A report prepared by government agency Marine Scotland said the development would support only 25 jobs over the project’s 22-year lifetime – which the report described as “768 job years” worth of employment.
It also revealed that SNP ministers accepted wind power was “variable and cannot be relied on as a constant source of power”.
The report said, however, it was a necessary component of a balanced energy mix for Scotland.
And the Scottish Government said studies showed that most of tourists were generally positive towards windfarms.
US property developer Donald Trump, who has vowed to take legal action to stop the testing centre being built in sight of his £750million golf resort at the Menie Estate near Balmedie, hit out at the revelations. “This could potentially create just 25 jobs – but that is not what they are presenting to people,” he said.
“For them to talk about 800 job years may be the most disingenuous thing I have ever heard.
“I don’t know how they can sit there with a straight face and talk about all the jobs this will create – it is disgraceful.”
The Trump Organisation’s international development director, George Sorial, said: “Fergus Ewing is the minister for both tourism and for energy – so which one is more important to him?
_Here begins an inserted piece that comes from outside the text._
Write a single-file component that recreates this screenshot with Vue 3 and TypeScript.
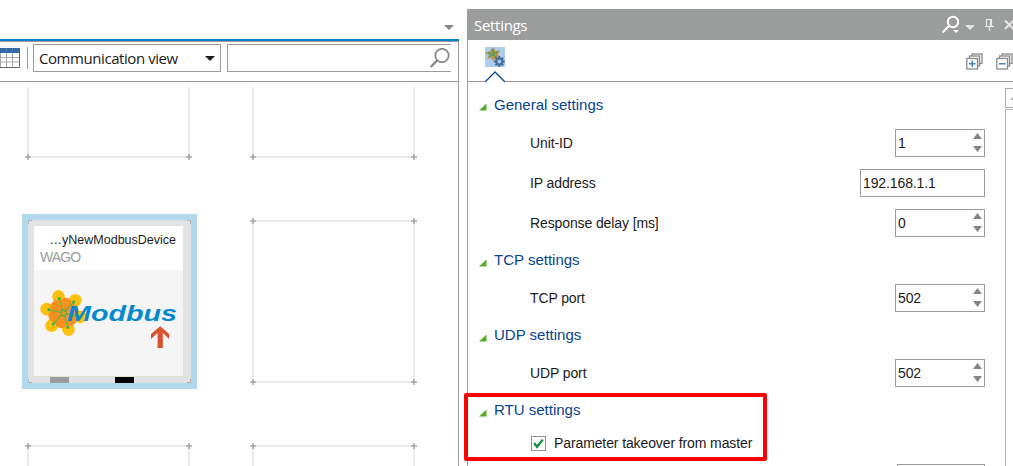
<script setup lang="ts">
interface Field {
  label: string
  value: string
  kind: 'number' | 'text'
}
interface Section {
  title: string
  fields: Field[]
}

const sections: Section[] = [
  {
    title: 'General settings',
    fields: [
      { label: 'Unit-ID', value: '1', kind: 'number' },
      { label: 'IP address', value: '192.168.1.1', kind: 'text' },
      { label: 'Response delay [ms]', value: '0', kind: 'number' },
    ],
  },
  { title: 'TCP settings', fields: [{ label: 'TCP port', value: '502', kind: 'number' }] },
  { title: 'UDP settings', fields: [{ label: 'UDP port', value: '502', kind: 'number' }] },
]

const columns: number[] = [28, 253]
const rows: number[] = [-4, 221, 446]
const slots = rows.flatMap((y) => columns.map((x) => ({ x, y: y - 87 })))
const petals: number[] = [-107, -47, 13, 73, 133, 193]
const teeth: number[] = [0, 45, 90, 135, 180, 225, 270, 315]
</script>

<template>
  <div class="app">
    <section class="workspace">
      <div class="tabstrip">
        <svg class="tab-caret" width="10" height="5"><path d="M0 0H10L5 5Z" fill="#858786" /></svg>
      </div>
      <div class="view">
        <div class="toolbar">
          <svg class="table-icon" width="20" height="20" viewBox="0 0 20 20">
            <rect width="20" height="20" fill="#fff" />
            <path d="M0 9.5H20M0 14H20M6.5 5V19M12.5 5V19M.5 5V19" stroke="#a8a8a8" fill="none" />
            <path d="M0 19.5H19.5V5" stroke="#666" fill="none" />
            <rect width="20" height="5" fill="#3469a5" />
            <path d="M6.5 0V4M12.5 0V4" stroke="#4b80b9" />
          </svg>
          <span class="divider"></span>
          <div class="select">
            <span class="select-text">Communication view</span>
            <svg width="10" height="5"><path d="M0 0H10L5 5Z" fill="#1d1d24" /></svg>
          </div>
          <div class="search">
            <svg width="20" height="20" viewBox="0 0 20 20" fill="none" stroke="#858585">
              <circle cx="12" cy="7.5" r="6.7" stroke-width="1.7" />
              <path d="M7.3 12.3L.8 19" stroke-width="2.2" />
            </svg>
          </div>
        </div>
        <div class="canvas">
          <svg class="grid" width="458" height="379">
            <g v-for="(s, i) in slots" :key="i">
              <rect :x="s.x" :y="s.y" width="161" height="161" fill="none" stroke="#ebebeb" stroke-width="2" />
              <path
                v-for="(c, j) in [[0, 0], [161, 0], [0, 161], [161, 161]]"
                :key="j"
                :d="`M${s.x + c[0] - 3} ${s.y + c[1]}h6m-3 -3v6`"
                stroke="#a4a4a4"
                stroke-width="1.5"
              />
            </g>
          </svg>
          <div class="device">
            <svg class="corners" width="163" height="163" fill="none" stroke="#b4b4b4">
              <path d="M.5 4V.5H4M159 .5H162.500V4M.5 159V162.500H4M159 162.500H162.500V159" />
            </svg>
            <div class="card">
              <div class="card-head">
                <div class="name">…yNewModbusDevice</div>
                <div class="vendor">WAGO</div>
              </div>
              <svg class="logo" width="149" height="106" viewBox="0 0 149 106">
                <g transform="translate(29.500 43)">
                  <g v-for="a in petals" :key="a" :transform="`rotate(${a})`">
                    <path d="M6 0L12 -5Q18 -8 22 -4.200Q25.500 0 22 4.200Q18 8 12 5Z" fill="#fdc010" />
                  </g>
                  <circle v-for="a in petals" :key="a" :transform="`rotate(${a + 30})`" cx="9" cy="0" r="6.500" fill="#f7901e" />
                  <circle r="7" fill="#f7901e" />
                  <g v-for="a in petals" :key="a" :transform="`rotate(${a})`">
                    <path d="M3 0H15" stroke="#70b62c" stroke-width="1.300" />
                    <circle cx="15" cy="0" r="1.600" fill="#3bb54a" />
                    <circle cx="3" cy="0" r="1.200" fill="#3bb54a" />
                  </g>
                </g>
                <text x="33" y="50.500" textLength="110" lengthAdjust="spacingAndGlyphs" class="wordmark">Modbus</text>
                <path d="M123.600 78V63L117 69V64L126.200 56.200L135.200 64V69L128.800 63V78Z" fill="#d9532f" />
              </svg>
            </div>
            <span class="port gray"></span>
            <span class="port black"></span>
          </div>
        </div>
      </div>
    </section>

    <section class="settings">
      <header class="titlebar">
        <span class="title">Settings</span>
        <svg class="title-icons" width="73" height="31" viewBox="940 9 73 31" fill="none">
          <circle cx="953" cy="22" r="5.200" stroke="#fff" stroke-width="2" />
          <path d="M949 26L942.500 32.500" stroke="#fff" stroke-width="2.200" />
          <path d="M953 30h6l-3 3Z" fill="#fff" />
          <path d="M965 25h10l-5 5Z" fill="#e4e4e4" />
          <path d="M986.500 26V19.500H991.500V26M990.500 19V26M985 26.500H994M989.500 27V31" stroke="#e8e8e8" stroke-width="1.200" />
          <path d="M1005 20.500L1013.500 29M1005 29L1013.500 20.500" stroke="#e8e8e8" stroke-width="1.800" />
        </svg>
      </header>
      <div class="tabs">
        <svg class="tab-icon" width="22" height="36" viewBox="0 0 22 36">
          <rect x="1" y="0" width="20" height="20" fill="#adcdf0" />
          <g transform="translate(9 7)">
            <path d="M0 -7L2.500 -3L7 -4L5 0L7 3L3 4L0 7L-2 4L-6 5L-4 1L-8 -1L-3 -3Z" fill="#b79650" />
            <path d="M0 -5V0L5 -2M0 0L3 4M0 0L-4 3M0 0L-5 -1" stroke="#5f9c57" stroke-width="1.500" fill="none" />
          </g>
          <g transform="translate(15.300 14.500)">
            <rect v-for="a in teeth" :key="a" :transform="`rotate(${a})`" x="-1" y="-5.500" width="2" height="3" fill="#456b98" />
            <circle r="3" fill="#adcdf0" stroke="#456b98" stroke-width="2" />
          </g>
          <path d="M1 35L11 25L21 35" fill="#fff" stroke="#0c4a94" stroke-width="1.400" />
        </svg>
        <svg class="expanders" width="47" height="17" viewBox="0 0 47 17">
          <g v-for="n in 2" :key="n" :transform="`translate(${(n - 1) * 30} 0)`" fill="#f6f6f6" stroke="#8c8c8c" stroke-width="1.300">
            <rect x="6" y="1" width="10" height="9.500" />
            <rect x="3.500" y="3" width="10" height="10" />
            <rect x=".8" y="5.500" width="10.700" height="10.500" fill="#fff" />
            <path :d="n === 1 ? 'M3 10.800H9.500M6.200 7.500V14' : 'M3 10.800H9.500'" stroke="#3d82c4" stroke-width="1.500" />
          </g>
        </svg>
      </div>
      <div class="body">
        <div class="form">
          <template v-for="s in sections" :key="s.title">
            <h3 class="heading">
              <svg width="8" height="8"><path d="M7.500 .5V7.500H0Z" fill="#56ad2b" /></svg>{{ s.title }}
            </h3>
            <div v-for="f in s.fields" :key="f.label" class="row">
              <span>{{ f.label }}</span>
              <div class="field" :class="f.kind">
                <span>{{ f.value }}</span>
                <svg v-if="f.kind === 'number'" width="9" height="20" fill="#848484">
                  <path d="M0 6L4.500 0L9 6ZM0 13H9L4.500 19Z" />
                </svg>
              </div>
            </div>
          </template>
          <h3 class="heading">
            <svg width="8" height="8"><path d="M7.500 .5V7.500H0Z" fill="#56ad2b" /></svg>RTU settings
          </h3>
          <div class="check-row">
            <span class="box">
              <svg width="13" height="13"><path d="M2.200 6L5 9.800L10.800 2.600" fill="none" stroke="#159247" stroke-width="2.300" /></svg>
            </span>
            <span>Parameter takeover from master</span>
          </div>
          <div class="row last"><div class="field clipped"></div></div>
        </div>
        <div class="scrollbar">
          <div class="scroll-up"><svg width="7" height="5"><path d="M0 4L4 0L7 3V4Z" fill="#aaa" /></svg></div>
          <div class="thumb"></div>
        </div>
      </div>
    </section>
    <div class="highlight"></div>
  </div>
</template>

<style>
body { margin: 0; overflow: hidden; }
</style>

<style scoped>
.app { position: relative; display: flex; gap: 8px; width: 1013px; height: 466px; overflow: hidden; background: #fefefe; font: 14px "Liberation Sans", Arial, sans-serif; color: #1b1b1b; }
.app * { box-sizing: border-box; }
svg { display: block; flex: none; }
.workspace { width: 459px; display: flex; flex-direction: column; }
.tabstrip { height: 39px; flex: none; display: flex; justify-content: flex-end; padding: 25px 5px 0 0; }
.view { flex: 1; min-height: 0; border-top: 2px solid #0a80c8; display: flex; flex-direction: column; }
.toolbar { height: 41px; flex: none; border: solid #9b9b9b; border-width: 1px 1px 1px 0; display: flex; align-items: flex-start; padding-top: 2px; }
.table-icon { margin-top: 4px; }
.divider { width: 1px; height: 22px; margin: 3px 5px 0 7px; background: #9b9b9b; }
.select { width: 188px; height: 28px; border: 1px solid #9b9b9b; display: flex; align-items: center; justify-content: space-between; padding: 0 5px; font: 15px "Open Sans", "Noto Sans", sans-serif; }
.select-text { white-space: nowrap; letter-spacing: -.43px; }
.search { width: 224px; height: 28px; margin-left: 6px; border: 1px solid #9b9b9b; border-right: 0; display: flex; justify-content: flex-end; padding: 3px 1px 0 0; }
.canvas { position: relative; flex: 1; min-height: 0; padding-top: 5px; border-right: 1px solid #9b9b9b; }
.device { position: absolute; left: 22px; top: 132px; width: 175px; height: 175px; border: 6px solid #b2d8ed; background: #e2e2e2; padding: 6px; }
.corners { position: absolute; left: 0; top: 0; }
.card { position: relative; width: 149px; height: 150px; background: #f5f5f5; }
.card-head { height: 44px; background: #fff; padding: 6px 7px 0 6px; }
.name { display: flex; justify-content: flex-end; white-space: nowrap; font-size: 12.5px; line-height: 17px; }
.vendor { color: #9b9d9c; font-size: 14px; line-height: 16px; letter-spacing: -.9px; }
.wordmark { font: italic bold 21.5px "Liberation Sans", Arial, sans-serif; fill: #0689ce; }
.port { position: absolute; bottom: 0; width: 19px; height: 6px; }
.gray { left: 22px; background: #9b9d9c; }
.black { left: 87px; background: #000; }
.settings { width: 546px; padding-top: 9px; display: flex; flex-direction: column; }
.titlebar { height: 31px; flex: none; background: #9b9d9c; display: flex; justify-content: space-between; align-items: center; padding-left: 7px; color: #fff; font: 15px "Open Sans", "Noto Sans", sans-serif; }
.title { letter-spacing: -.3px; }
.tabs { height: 42px; flex: none; border-left: 1px solid #9b9b9b; border-bottom: 1px solid #9b9b9b; display: flex; justify-content: space-between; padding: 7px 0 0 16px; }
.tab-icon { height: 36px; overflow: visible; }
.expanders { margin-top: 6px; }
.body { flex: 1; min-height: 0; border-left: 1px solid #9b9b9b; display: flex; justify-content: space-between; }
.form { width: 517px; padding-top: 5px; letter-spacing: -.11px; }
.heading { display: flex; align-items: center; gap: 7px; height: 35px; margin: 0; padding: 0 0 2px 11px; color: #064590; font-size: 15px; font-weight: normal; letter-spacing: 0; }
.heading svg { margin-top: 6px; }
.heading:first-child { height: 36px; }
.row { height: 40px; padding-left: 62px; display: flex; align-items: center; justify-content: space-between; }
.field { height: 28px; width: 90px; border: 1px solid #9b9b9b; padding: 0 2px; display: flex; align-items: center; justify-content: space-between; }
.field.text { width: 125px; }
.check-row { height: 30px; padding-left: 63px; display: flex; align-items: center; gap: 8px; }
.box { width: 15px; height: 15px; border: 1px solid #929292; }
.row.last { padding-top: 6px; align-items: flex-start; justify-content: flex-end; }
.field.clipped { width: 88px; }
.scrollbar { width: 8px; padding-top: 6px; }
.scroll-up { height: 20px; border: 1px solid #a8a8a8; border-right: 0; padding: 7px 0 0 4px; overflow: hidden; }
.thumb { height: 400px; margin-top: 1px; border: solid #b2b2b2; border-width: 1px 0 0 1px; }
.highlight { position: absolute; left: 464px; top: 393px; width: 303px; height: 68px; border: 4px solid #f00; border-radius: 2px; }
</style>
You don’t need to commission a great big study to come to the conclusion that tourism and an industrial zone do not mix.”
The report said the government accepted there was a risk of some adverse effect on tourism both in relation to the other golf courses and more generally. But it added that ministers noted there were golf courses elsewhere in the UK that “co-exist” with offshore windfarm developments.
Mr Ewing said the turbines would have the capacity to produce enough electricity to power the equivalent of 49,000 homes in Aberdeen.
Michael Rieley, policy manager for industry group Scottish Renewables, said offshore windfarms were more productive than land-based ones.
“In the current European market, offshore wind turbines are typically 4MW in size,” he said. “This is compared to onshore wind turbines, which are around 2MW. These larger turbines, coupled with wind speeds that are much greater off the coast that on the land, mean that offshore turbines can provide us with a significant amount of electricity.”